→ STATED EXERCISE:
Below are some records. Say in a single number how many of their lines include the word "that".

→ INPUT:
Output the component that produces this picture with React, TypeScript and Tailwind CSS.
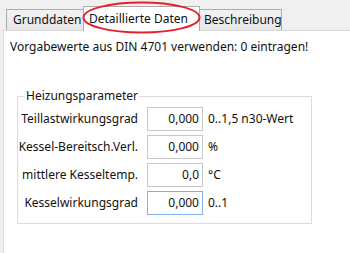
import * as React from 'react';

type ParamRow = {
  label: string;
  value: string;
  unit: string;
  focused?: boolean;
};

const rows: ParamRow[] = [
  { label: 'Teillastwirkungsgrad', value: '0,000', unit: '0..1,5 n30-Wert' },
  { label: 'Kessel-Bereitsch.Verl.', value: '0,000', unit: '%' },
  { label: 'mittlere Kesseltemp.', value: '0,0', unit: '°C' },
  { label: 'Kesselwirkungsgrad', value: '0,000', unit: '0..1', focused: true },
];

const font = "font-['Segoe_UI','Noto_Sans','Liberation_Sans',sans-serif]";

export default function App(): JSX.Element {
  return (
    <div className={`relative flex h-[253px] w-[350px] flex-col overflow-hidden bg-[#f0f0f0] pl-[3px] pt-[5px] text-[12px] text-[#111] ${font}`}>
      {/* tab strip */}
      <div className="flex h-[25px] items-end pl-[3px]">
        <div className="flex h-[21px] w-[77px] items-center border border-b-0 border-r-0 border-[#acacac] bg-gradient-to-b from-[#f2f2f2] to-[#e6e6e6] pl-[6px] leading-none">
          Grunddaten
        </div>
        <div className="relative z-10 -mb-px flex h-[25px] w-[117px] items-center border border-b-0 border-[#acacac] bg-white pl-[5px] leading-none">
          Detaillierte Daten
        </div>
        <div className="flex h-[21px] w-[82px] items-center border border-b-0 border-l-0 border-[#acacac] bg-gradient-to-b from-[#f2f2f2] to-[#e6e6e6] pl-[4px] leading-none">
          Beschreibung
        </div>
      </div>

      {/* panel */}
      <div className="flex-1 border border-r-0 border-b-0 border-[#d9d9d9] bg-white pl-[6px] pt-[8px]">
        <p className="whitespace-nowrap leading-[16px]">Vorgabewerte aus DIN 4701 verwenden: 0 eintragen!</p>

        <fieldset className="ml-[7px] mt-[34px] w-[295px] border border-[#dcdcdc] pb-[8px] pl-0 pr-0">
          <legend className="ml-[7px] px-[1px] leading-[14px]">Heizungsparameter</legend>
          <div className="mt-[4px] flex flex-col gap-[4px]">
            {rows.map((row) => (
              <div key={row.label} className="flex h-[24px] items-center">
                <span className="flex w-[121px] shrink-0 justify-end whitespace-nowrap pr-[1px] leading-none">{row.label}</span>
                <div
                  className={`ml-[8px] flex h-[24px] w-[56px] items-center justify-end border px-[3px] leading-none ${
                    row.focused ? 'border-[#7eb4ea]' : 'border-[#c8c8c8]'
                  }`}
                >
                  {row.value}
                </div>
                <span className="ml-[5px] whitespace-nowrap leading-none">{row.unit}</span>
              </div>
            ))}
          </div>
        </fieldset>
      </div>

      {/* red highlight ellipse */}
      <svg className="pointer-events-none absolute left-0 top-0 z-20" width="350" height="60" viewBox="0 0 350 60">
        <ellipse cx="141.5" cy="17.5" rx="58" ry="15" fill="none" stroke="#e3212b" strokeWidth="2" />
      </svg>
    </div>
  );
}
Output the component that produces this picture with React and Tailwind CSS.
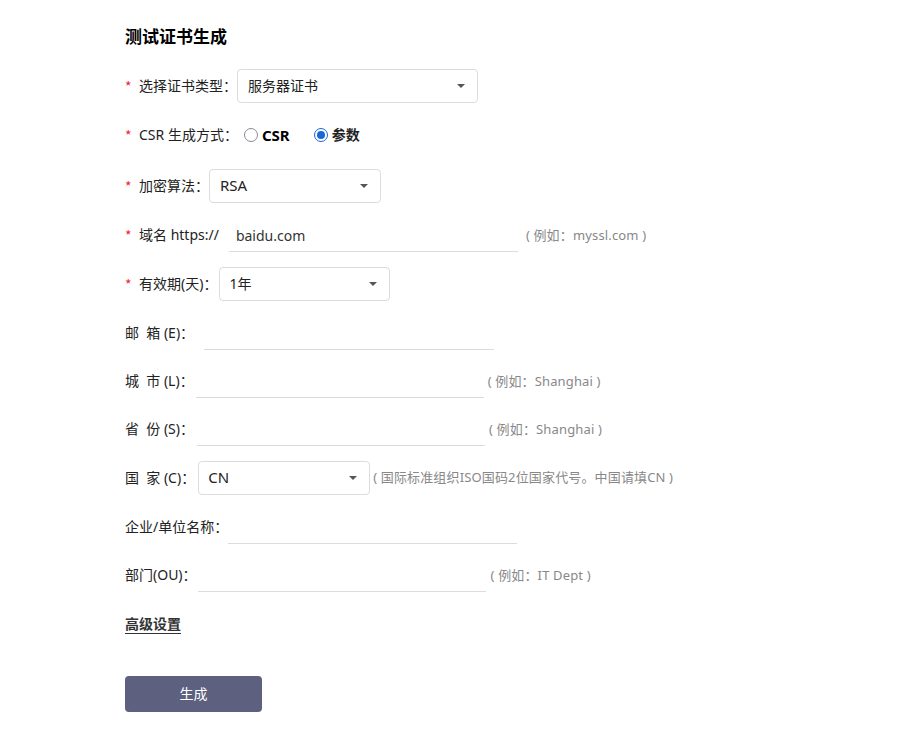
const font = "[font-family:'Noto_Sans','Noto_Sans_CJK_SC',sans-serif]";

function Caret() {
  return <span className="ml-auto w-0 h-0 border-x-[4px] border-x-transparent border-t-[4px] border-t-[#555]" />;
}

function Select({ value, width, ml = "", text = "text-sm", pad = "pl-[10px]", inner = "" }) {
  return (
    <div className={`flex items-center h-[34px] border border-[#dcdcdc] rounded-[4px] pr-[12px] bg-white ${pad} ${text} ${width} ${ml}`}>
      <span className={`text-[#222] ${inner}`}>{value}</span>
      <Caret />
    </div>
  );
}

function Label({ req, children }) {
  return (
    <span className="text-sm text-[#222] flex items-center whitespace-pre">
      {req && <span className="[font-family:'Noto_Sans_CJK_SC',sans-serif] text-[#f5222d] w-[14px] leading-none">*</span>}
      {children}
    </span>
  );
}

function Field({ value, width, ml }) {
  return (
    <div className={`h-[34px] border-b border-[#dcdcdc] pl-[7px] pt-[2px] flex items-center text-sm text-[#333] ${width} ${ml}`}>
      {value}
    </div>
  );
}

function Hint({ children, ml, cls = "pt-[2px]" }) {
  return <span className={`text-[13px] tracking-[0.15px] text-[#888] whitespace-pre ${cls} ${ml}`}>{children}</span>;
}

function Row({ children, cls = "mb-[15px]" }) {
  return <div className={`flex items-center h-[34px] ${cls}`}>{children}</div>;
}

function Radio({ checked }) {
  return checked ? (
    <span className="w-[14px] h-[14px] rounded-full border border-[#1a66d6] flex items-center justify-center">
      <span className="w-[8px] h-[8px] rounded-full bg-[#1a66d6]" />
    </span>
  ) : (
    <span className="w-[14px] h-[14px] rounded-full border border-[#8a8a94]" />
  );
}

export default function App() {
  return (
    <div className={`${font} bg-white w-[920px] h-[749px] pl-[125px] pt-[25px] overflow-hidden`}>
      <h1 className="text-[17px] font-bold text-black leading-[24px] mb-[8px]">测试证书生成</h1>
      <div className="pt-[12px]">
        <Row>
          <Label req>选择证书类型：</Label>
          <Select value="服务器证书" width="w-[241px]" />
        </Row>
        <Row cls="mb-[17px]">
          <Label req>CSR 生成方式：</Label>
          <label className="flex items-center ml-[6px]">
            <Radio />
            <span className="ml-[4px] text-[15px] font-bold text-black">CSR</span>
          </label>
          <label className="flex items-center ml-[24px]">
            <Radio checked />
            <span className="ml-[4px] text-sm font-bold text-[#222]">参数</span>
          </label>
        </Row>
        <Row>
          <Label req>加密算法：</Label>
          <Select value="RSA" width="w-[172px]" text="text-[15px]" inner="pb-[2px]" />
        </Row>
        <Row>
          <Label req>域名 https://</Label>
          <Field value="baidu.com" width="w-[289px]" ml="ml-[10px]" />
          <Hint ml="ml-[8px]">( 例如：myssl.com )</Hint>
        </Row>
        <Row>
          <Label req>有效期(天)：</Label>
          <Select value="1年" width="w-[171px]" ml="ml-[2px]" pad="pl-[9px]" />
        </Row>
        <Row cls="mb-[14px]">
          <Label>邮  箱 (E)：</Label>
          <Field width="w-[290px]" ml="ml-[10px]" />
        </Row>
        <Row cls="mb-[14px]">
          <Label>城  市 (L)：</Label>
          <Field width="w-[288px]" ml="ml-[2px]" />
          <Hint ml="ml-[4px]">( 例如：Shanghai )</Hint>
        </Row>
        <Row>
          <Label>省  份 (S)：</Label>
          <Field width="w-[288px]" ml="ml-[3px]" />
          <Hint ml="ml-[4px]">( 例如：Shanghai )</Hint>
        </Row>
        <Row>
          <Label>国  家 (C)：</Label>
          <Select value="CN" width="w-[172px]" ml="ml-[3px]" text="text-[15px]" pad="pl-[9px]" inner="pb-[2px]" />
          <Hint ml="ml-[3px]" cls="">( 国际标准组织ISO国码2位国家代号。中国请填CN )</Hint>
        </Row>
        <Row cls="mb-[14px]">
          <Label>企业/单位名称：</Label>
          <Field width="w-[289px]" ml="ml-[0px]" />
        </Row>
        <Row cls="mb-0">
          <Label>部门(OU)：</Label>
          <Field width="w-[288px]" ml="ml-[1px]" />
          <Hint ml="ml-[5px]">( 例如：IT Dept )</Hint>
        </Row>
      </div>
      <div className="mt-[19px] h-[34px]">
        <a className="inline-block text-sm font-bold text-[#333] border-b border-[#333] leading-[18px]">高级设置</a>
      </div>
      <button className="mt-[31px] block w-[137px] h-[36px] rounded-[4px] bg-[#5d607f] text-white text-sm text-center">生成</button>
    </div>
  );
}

→ RESPONSE TO THE EXERCISE:
2